In a hugely ambitious project – to farm one-hectare (2.47 acres) of fields purely with robots – the engineers at Harper Adams University are now well underway in achieving a world first. Farmers Guardian catches up with their progress.
Imagine farming and harvesting spring crops without ever stepping foot into it? Engineers from Harper Adams University are doing just that as they are now well underway with their ambitious goal of farming a field exclusively by robots.
Supported and led by precision farming specialist Precision Decisions, the team of three engineers have created their first autonomous farming machinery, ready for drilling one-hectare (2.47 acres) of cereal crops in March.
Jonathan Gill, researcher at Harper Adams University, says: “We’ve created a prototype and tested the automation system on an electric all-terrain vehicle in the field. We’ve proved it can drive up and down in a consistent straight line; this is what we aim to achieve during our first task of planting the crop.”

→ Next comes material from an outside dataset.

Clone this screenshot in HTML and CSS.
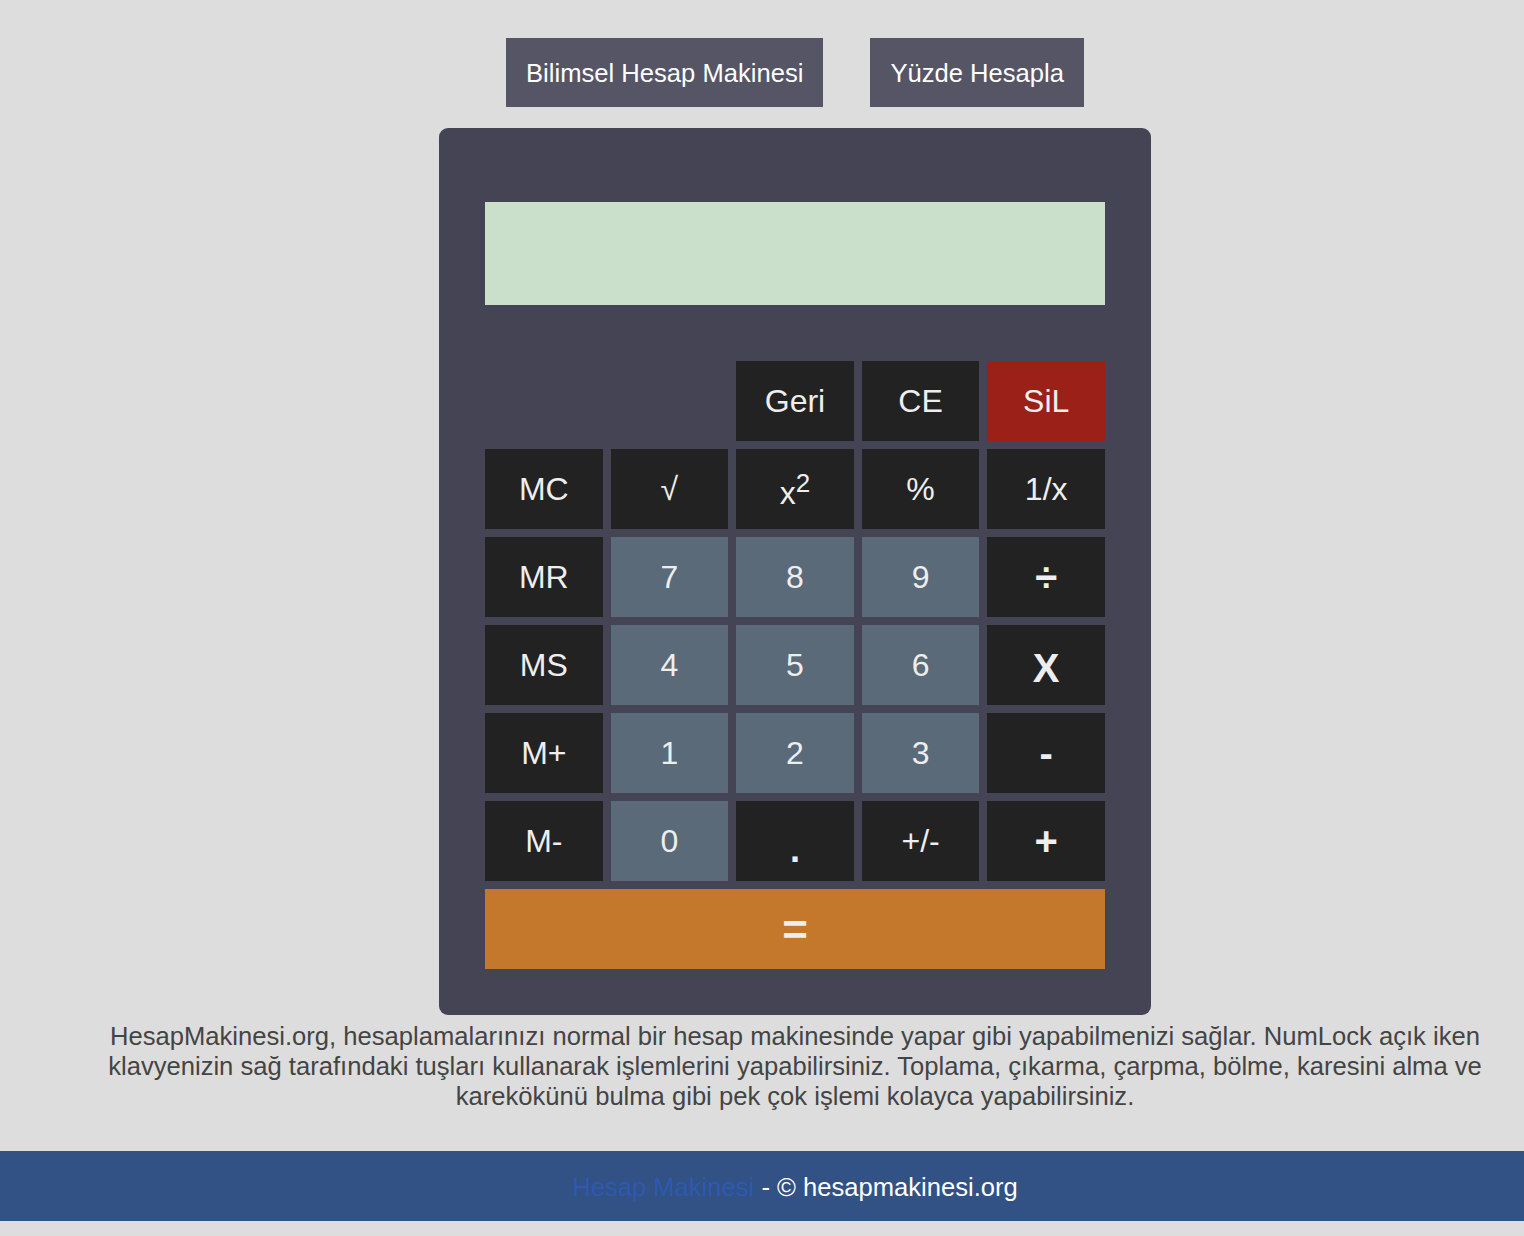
FILE: index.html
```html
<!DOCTYPE html>
<html lang="tr">
<head>
<meta charset="utf-8">
<title>Hesap Makinesi</title>
<link rel="stylesheet" href="styles.css">
</head>
<body>
<main class="main">
  <nav class="top-links">
    <a class="top-btn" href="#">Bilimsel Hesap Makinesi</a>
    <a class="top-btn" href="#">Yüzde Hesapla</a>
  </nav>
  <section class="calc">
    <div class="display"></div>
    <div class="keys">
      <span class="blank"></span>
      <span class="blank"></span>
      <button class="key">Geri</button>
      <button class="key">CE</button>
      <button class="key key-red">SiL</button>

      <button class="key">MC</button>
      <button class="key">√</button>
      <button class="key key-sq"><span>x<sup class="sq">2</sup></span></button>
      <button class="key">%</button>
      <button class="key">1/x</button>

      <button class="key">MR</button>
      <button class="key key-num">7</button>
      <button class="key key-num">8</button>
      <button class="key key-num">9</button>
      <button class="key key-op">÷</button>

      <button class="key">MS</button>
      <button class="key key-num">4</button>
      <button class="key key-num">5</button>
      <button class="key key-num">6</button>
      <button class="key key-op key-mul">X</button>

      <button class="key">M+</button>
      <button class="key key-num">1</button>
      <button class="key key-num">2</button>
      <button class="key key-num">3</button>
      <button class="key key-op">-</button>

      <button class="key">M-</button>
      <button class="key key-num">0</button>
      <button class="key key-dot">.</button>
      <button class="key">+/-</button>
      <button class="key key-op">+</button>

      <button class="key key-eq">=</button>
    </div>
  </section>
  <p class="desc">HesapMakinesi.org, hesaplamalarınızı normal bir hesap makinesinde yapar gibi yapabilmenizi sağlar. NumLock açık iken klavyenizin sağ tarafındaki tuşları kullanarak işlemlerini yapabilirsiniz. Toplama, çıkarma, çarpma, bölme, karesini alma ve karekökünü bulma gibi pek çok işlemi kolayca yapabilirsiniz.</p>
</main>
<footer class="footer">
  <div class="footer-inner"><a class="footer-link" href="#">Hesap Makinesi</a> - © hesapmakinesi.org</div>
</footer>
</body>
</html>
```

FILE: styles.css
```css
html, body {
  margin: 0;
  padding: 0;
}
body {
  background: #dddddd;
  font-family: "Liberation Sans", Arial, Helvetica, sans-serif;
  padding-bottom: 15px;
}
.main {
  width: 1390px;
  margin-left: 100px;
  padding-top: 38px;
  display: flex;
  flex-direction: column;
  align-items: center;
}
.top-links {
  display: flex;
  gap: 47px;
  margin-bottom: 21px;
}
.top-btn {
  display: block;
  background: #555566;
  color: #ffffff;
  text-decoration: none;
  font-size: 25.6px;
  line-height: 29px;
  padding: 21px 20px 19px;
}
.calc {
  width: 620px;
  background: #444455;
  border-radius: 9px;
  padding: 74px 46px 46px;
}
.display {
  height: 103px;
  background: #cbe0ca;
  margin-bottom: 56px;
}
.keys {
  display: grid;
  grid-template-columns: repeat(5, 1fr);
  grid-auto-rows: 80px;
  gap: 8px;
}
.key {
  border: none;
  margin: 0;
  padding: 0;
  background: #222222;
  color: #eeeeee;
  font-family: "Liberation Sans", Arial, Helvetica, sans-serif;
  font-size: 32px;
  line-height: 37px;
  display: flex;
  align-items: center;
  justify-content: center;
  cursor: pointer;
}
.key-red {
  background: #9b2017;
}
.key-num {
  background: #5a6a78;
}
.key-op {
  font-weight: bold;
  font-size: 40px;
}
.key-mul {
  padding-top: 6px;
}
.key-dot {
  font-weight: bold;
  font-size: 36px;
  padding-top: 16px;
}
.key-sq {
  padding-top: 8px;
}
.key-eq {
  grid-column: 1 / -1;
  background: #c4782b;
  font-weight: bold;
  font-size: 44px;
}
.sq {
  font-size: 26px;
  line-height: 0;
  vertical-align: 12px;
}
.desc {
  margin: 6px 0 0;
  font-size: 25.6px;
  line-height: 30px;
  color: #444444;
  text-align: center;
}
.footer {
  margin-top: 40px;
  background: #325184;
  height: 70px;
  display: flex;
  align-items: center;
  justify-content: center;
  padding-left: 66px;
}
.footer-inner {
  color: #ffffff;
  font-size: 25.6px;
  line-height: 30px;
  padding-top: 2px;
}
.footer-link {
  color: #2d5ab0;
  text-decoration: none;
}
```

The next step is to incorporate this system onto the Iseki tractor which will be used by the team for drilling and spraying.
“The project, and engineering as a whole, comes down to specifications and this is definitely true with this project.
The requirements of the entire system need to account for the crop row spacing, even the shape of the field, to coordinate with the tractor and machinery available.”
The project entitled ‘Hands Free Hectare’ have been documenting its progress on social media and attracted international interest from across the world.
Resarcher Kit Franklin says: “As a team, we believe there is now no technological barrier to automated field agriculture. This project gives us the opportunity to prove this and change current public perception.
“Previously, people have automised sections of agricultural systems, but funding and interest generally only goes towards one single area. We’re hoping to string everything together to create one whole system, which will allow us to farm our hectare of cereal crop from establishment to harvest, without having to go into the field.
“We are confident we are going to be successful implementing current open source technology, but obviously there is an element of risk. This is the first time in the world this has been done, but pushing boundaries is what engineering research is about."
The team are using small-scale machinery which is already available on the market, and adapting these in the university’s agricultural engineering labs ready for the autonomous field work.
“We will be drilling a spring crop in March. April to July will comprise crop husband activities, with remote agronomy and autonomous application of required inputs and then harvesting in August and September,” he adds.
Funding for the project is being provided through the Innovate UK – Satellites and agri-food competition. The competition is providing funding to projects aiming to improve the productivity of agri-food systems using satellite technology.
Martin Abell, of Precision Decisions, says the selection process has been important and time consuming.
“The drill which we’ll be using is a vineyard drill which is normally used to add green manure [cover crops] between vines to help the soil retain nutrients.
“The coulters and seed metering mechanism are identical to those used on conventional versions of the drill and so it suits our application perfectly.
“The spray system we’ve selected is not only appropriate for the tractor, giving sufficient capacity to cover the area, but also works with common agricultural practices.
“We’re going to use a conventional sprayer controller, the same system which can be bought by a farmer. This means the sprayer will be a self-contained unit, looking after itself while the tractor navigates the hectare."
Safety is also an important focus and various preventative measures have been put in place.
“It is incredibly important we have safety systems enabled in the unlikely situation something goes wrong. The machines will not be radio-controlled but act autonomously. We’ve found laser scanners which will monitor the front of the tractor and stop it should anything be too close.
“It’s been a challenge to find systems which work with our vehicles in conditions robots aren’t normally put in.”
Alongside preparing the tractor for drilling in a couple of months’ time, the team are also focusing on creating a mission control. This will provide a platform to see the field in real-time and supplement feedback from the robots while working.
Due to the popularity of the project, the engineering department are helping the project by providing a camera which will be fixed to the outside of mission control. Here they are hoping to ‘live-stream’ important events in the field.
Kit says: “Automation is the future of farming and we are currently at a stage where farm machinery has got to unsustainable sizes.
“Over the years agricultural machines have been getting bigger increasing work rates. This has suited the UK’s unpredictable climatic working windows and reduced rural staff availability.
“But with these larger machines, we are seeing a number of issues, including reduced soil health through compaction which hinders plant growth, as well as reduced application and measuring resolution, critical for precision farming, as sprayer and harvesting widths increase.
“Automation will facilitate a sustainable system where multiple smaller, lighter machines will enter the field, minimising the level of compaction. These small autonomous machines will in turn facilitate high resolution precision farming, where different areas of the field, and possibly even individual plants can be treated separately, optimising and potentially reducing inputs being used in field agriculture.
“It’s not about putting people out of jobs; instead changing the job they do. The tractor driver won’t be physically in the tractor driving up and down a field. Instead, they will be a fleet manager and agricultural analyst, looking after a number of farming robots and meticulously monitoring the development of their crops.